» **Your objective**:
Wherever the string "React" appears, copy the whole line.

» **Information shown**:
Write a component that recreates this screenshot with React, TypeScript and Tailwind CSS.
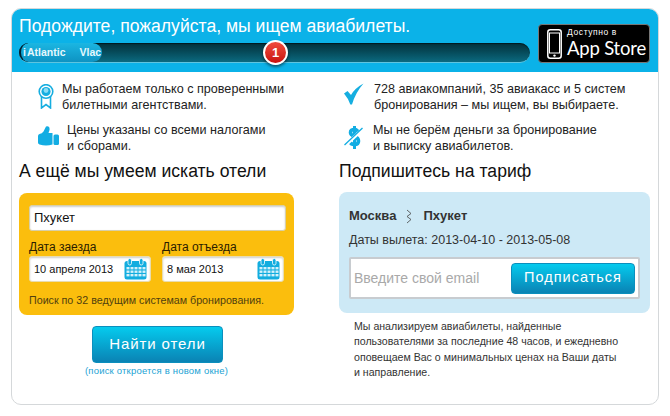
import React from "react";

const Cal = () => (
  <svg width="23" height="22" viewBox="0 0 23 22" className="shrink-0">
    <rect x="0.5" y="3" width="22" height="18.5" rx="2.5" fill="#12addf" />
    <rect x="4" y="0.5" width="3.5" height="6.5" rx="1.7" fill="#12addf" stroke="#fff" strokeWidth="0.8" />
    <rect x="15.5" y="0.5" width="3.5" height="6.5" rx="1.7" fill="#12addf" stroke="#fff" strokeWidth="0.8" />
    {[9, 12.5, 16].map((y) =>
      [3, 7, 11, 15, 19].map((x) => <rect key={`${x}-${y}`} x={x - 0.5} y={y} width="3" height="2.4" fill="#d4f1fb" />)
    )}
  </svg>
);

const Ribbon = () => (
  <svg width="16" height="25" viewBox="0 0 16 25">
    <path d="M3.5 12 V24 L8 20.5 L12.5 24 V12" fill="#fff" stroke="#16aee0" strokeWidth="1.6" />
    <circle cx="8" cy="7.5" r="6.8" fill="#fff" stroke="#16aee0" strokeWidth="1.6" />
    <circle cx="8" cy="7.5" r="4.6" fill="#16aee0" />
    <circle cx="8" cy="6.5" r="2.4" fill="#8adcf5" />
  </svg>
);

const Thumb = () => (
  <svg width="21" height="20" viewBox="0 0 21 20">
    <path d="M0 10 Q0 8.5 1.5 8 Q4 7.5 5.5 5.5 L8 0.5 Q12 -0.5 11.5 4 L10.5 7 H14.5 V18.5 Q8 20.5 1.5 18.5 Q0 18 0 16.5 Z" fill="#12ade3" />
    <rect x="15.5" y="8.5" width="5.5" height="10.5" rx="1.5" fill="#12ade3" />
  </svg>
);

const Check = () => (
  <svg width="20" height="22" viewBox="0 0 20 22">
    <path d="M0 10.5 L3.5 8 L7 12 Q11 5 19.5 0.5 Q11.5 9.5 8 21.5 L6.3 21.5 Q4 15 0 10.5 Z" fill="#16aee0" />
  </svg>
);

const Dollar = () => (
  <svg width="20" height="25" viewBox="0 0 20 25">
    <path d="M14 7.5 Q13.5 4.5 10.5 4.5 Q6.5 4.5 6.5 7.5 Q6.5 10 10.5 11.5 Q14.5 13 14.5 16 Q14.5 19.5 10.5 19.5 Q6.5 19.5 6 16.5" fill="none" stroke="#12ade3" strokeWidth="3.6" />
    <rect x="9" y="1" width="3" height="23" fill="#12ade3" />
    <path d="M0 21.5 L19.5 3.5" stroke="#fff" strokeWidth="3.4" />
    <path d="M0.5 20 L18.5 3" stroke="#12ade3" strokeWidth="1.3" />
  </svg>
);

const Phone = () => (
  <svg width="15" height="30" viewBox="0 0 15 30">
    <rect x="0.8" y="0.8" width="13.4" height="28.4" rx="2.5" fill="none" stroke="#fff" strokeWidth="1.5" />
    <rect x="2.5" y="4" width="10" height="20" fill="none" stroke="#fff" strokeWidth="1" />
    <circle cx="7.5" cy="26.6" r="1.2" fill="#fff" />
  </svg>
);

const Feature = ({ icon, className, children }: { icon: React.ReactNode; className: string; children: React.ReactNode }) => (
  <div className={`flex ${className}`}>
    {icon}
    <p className="text-[12.6px] leading-[15.5px] text-[#222]">{children}</p>
  </div>
);

const gradBtn = "bg-gradient-to-b from-[#05cbee] to-[#0a83b4] rounded-[4px] text-white flex items-center justify-center border border-[#0b8fbd]";

export default function App() {
  return (
    <div className="w-[670px] h-[416px] bg-white pt-2 pl-[11px] overflow-hidden font-['Liberation_Sans',Arial,sans-serif]">
      <div className="w-[648px] h-[397px] rounded-[10px] border border-[#d5d8da] bg-white overflow-hidden">
        {/* header */}
        <div className="h-[63px] bg-[#0bb2e8] flex pl-[7px] pr-[7px]">
          <div className="w-[511px] pt-[7px]">
            <h1 className="text-[17.6px] leading-[20px] text-white">Подождите, пожалуйста, мы ищем авиабилеты.</h1>
            <div className="relative mt-[7px] h-[20px] rounded-full bg-gradient-to-b from-[#03303a] to-[#0b6a80] border-b border-[#5ec4df] shadow-[inset_0_1px_1px_rgba(0,0,0,0.5)]">
              <div className="h-[19px] w-[83px] rounded-full border-l-2 border-[#023] bg-gradient-to-b from-[#1bb6e2] to-[#0e93c2] flex items-center overflow-hidden whitespace-nowrap text-[10.5px] font-bold text-[#e6f8fd]">
                <span className="w-[5px] overflow-hidden shrink-0 text-right">i</span>
                <span className="ml-[1px]">Atlantic</span>
                <span className="ml-[14px]">Vlac</span>
              </div>
              <div className="absolute left-[244px] top-[-3px] w-[25px] h-[25px] rounded-full bg-gradient-to-b from-[#f04a3c] to-[#c90d0d] border-2 border-white shadow-[0_2px_3px_rgba(0,0,0,0.5)] flex items-center justify-center text-white text-[13px] font-bold">1</div>
            </div>
          </div>
          <div className="ml-[8px] mt-[15px] w-[112px] h-[39px] bg-black rounded-[4px] border border-[#777] flex items-center pl-[8px] gap-[5px] text-white">
            <Phone />
            <div className="flex flex-col">
              <span className="text-[8.5px] leading-[10px] tracking-[0.6px]">Доступно в</span>
              <span className="text-[18.5px] leading-[23px] tracking-[-0.2px] font-['Lato',sans-serif]">App Store</span>
            </div>
          </div>
        </div>

        {/* body */}
        <div className="flex pl-[7px]">
          <div className="w-[320px]">
            <Feature className="mt-[10px] pl-[19px]" icon={<div className="w-[24px] mt-[2px] shrink-0"><Ribbon /></div>}>
              Мы работаем только с проверенными<br />билетными агентствами.
            </Feature>
            <Feature className="mt-[10px] pl-[19px]" icon={<div className="w-[29px] mt-[3px] shrink-0"><Thumb /></div>}>
              Цены указаны со всеми налогами<br />и сборами.
            </Feature>
            <h2 className="mt-[6px] text-[17.6px] leading-[22px] text-[#111]">А ещё мы умеем искать отели</h2>
            <div className="mt-[11px] w-[275px] h-[122px] rounded-[8px] bg-[#fbbe0d] px-[10px] pt-[12px] pb-[8px]">
              <div className="h-[26px] w-[257px] bg-white rounded-[3px] border border-[#d7cfa8] shadow-[inset_0_1px_2px_rgba(0,0,0,0.2)] flex items-center pl-[4px] text-[13px] text-[#111]">Пхукет</div>
              <div className="flex gap-[11px] mt-[9px]">
                {["10 апреля 2013", "8 мая 2013"].map((d, i) => (
                  <div key={d} className="w-[123px]">
                    <div className="text-[12px] leading-[14px] text-[#2a1c00]">{i === 0 ? "Дата заезда" : "Дата отъезда"}</div>
                    <div className="mt-[2px] h-[26px] bg-white rounded-[3px] border border-[#e8dcae] shadow-[inset_0_1px_2px_rgba(0,0,0,0.2)] flex items-center justify-between pl-[4px] pr-[3px] text-[11px] text-[#111]">
                      {d}
                      <Cal />
                    </div>
                  </div>
                ))}
              </div>
              <p className="mt-[12px] text-[10.7px] leading-[13px] text-[#50400f]">Поиск по 32 ведущим системам бронирования.</p>
            </div>
            <div className="w-[275px] flex flex-col items-center">
              <div className={`mt-[11px] ml-[2px] w-[131px] h-[37px] text-[15px] tracking-[0.9px] ${gradBtn}`}>Найти отели</div>
              <p className="mt-[2px] text-[9.5px] leading-[12px] tracking-[0.2px] text-[#22a3d4]">(поиск откроется в новом окне)</p>
            </div>
          </div>

          <div className="flex-1">
            <Feature className="mt-[10px] pl-[5px]" icon={<div className="w-[30px] mt-[1px] shrink-0"><Check /></div>}>
              728 авиакомпаний, 35 авиакасс и 5 систем<br />бронирования – мы ищем, вы выбираете.
            </Feature>
            <Feature className="mt-[10px] pl-[5px]" icon={<div className="w-[29px] mt-[2px] shrink-0"><Dollar /></div>}>
              Мы не берём деньги за бронирование<br />и выписку авиабилетов.
            </Feature>
            <h2 className="mt-[6px] text-[17.6px] leading-[22px] text-[#111]">Подпишитесь на тариф</h2>
            <div className="mt-[10px] w-[311px] h-[121px] rounded-[8px] bg-[#cde9f6] px-[10px] pt-[15px]">
              <div className="flex items-center text-[13px] leading-[18px] font-bold text-[#333]">
                Москва
                <svg width="8" height="15" viewBox="0 0 8 15" className="ml-[9px] mr-[10px]">
                  <path d="M2 1 L6 4.5 L2 7.5 L6 10.5 L2 14" fill="none" stroke="#444" strokeWidth="0.8" />
                </svg>
                Пхукет
              </div>
              <p className="mt-[8px] text-[12.5px] leading-[15px] text-[#333]">Даты вылета: 2013-04-10 - 2013-05-08</p>
              <div className="mt-[9px] h-[42px] w-[291px] bg-white border-2 border-[#c8ccd0] rounded-[2px] flex items-center justify-between pl-[3px] pr-[3px]">
                <span className="text-[14px] text-[#a9a9a9]">Введите свой email</span>
                <div className={`w-[124px] h-[31px] text-[14.5px] tracking-[1px] ${gradBtn}`}>Подписаться</div>
              </div>
            </div>
            <p className="mt-[6px] ml-[15px] text-[10.6px] leading-[15.3px] text-[#333]">
              Мы анализируем авиабилеты, найденные<br />
              пользователями за последние 48 часов, и ежедневно<br />
              оповещаем Вас о минимальных ценах на Ваши даты<br />
              и направление.
            </p>
          </div>
        </div>
      </div>
    </div>
  );
}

» **Solution to the problem**:
Write a component that recreates this screenshot with React, TypeScript and Tailwind CSS.
import React from "react";
const Feature = ({ icon, className, children }: { icon: React.ReactNode; className: string; children: React.ReactNode }) => (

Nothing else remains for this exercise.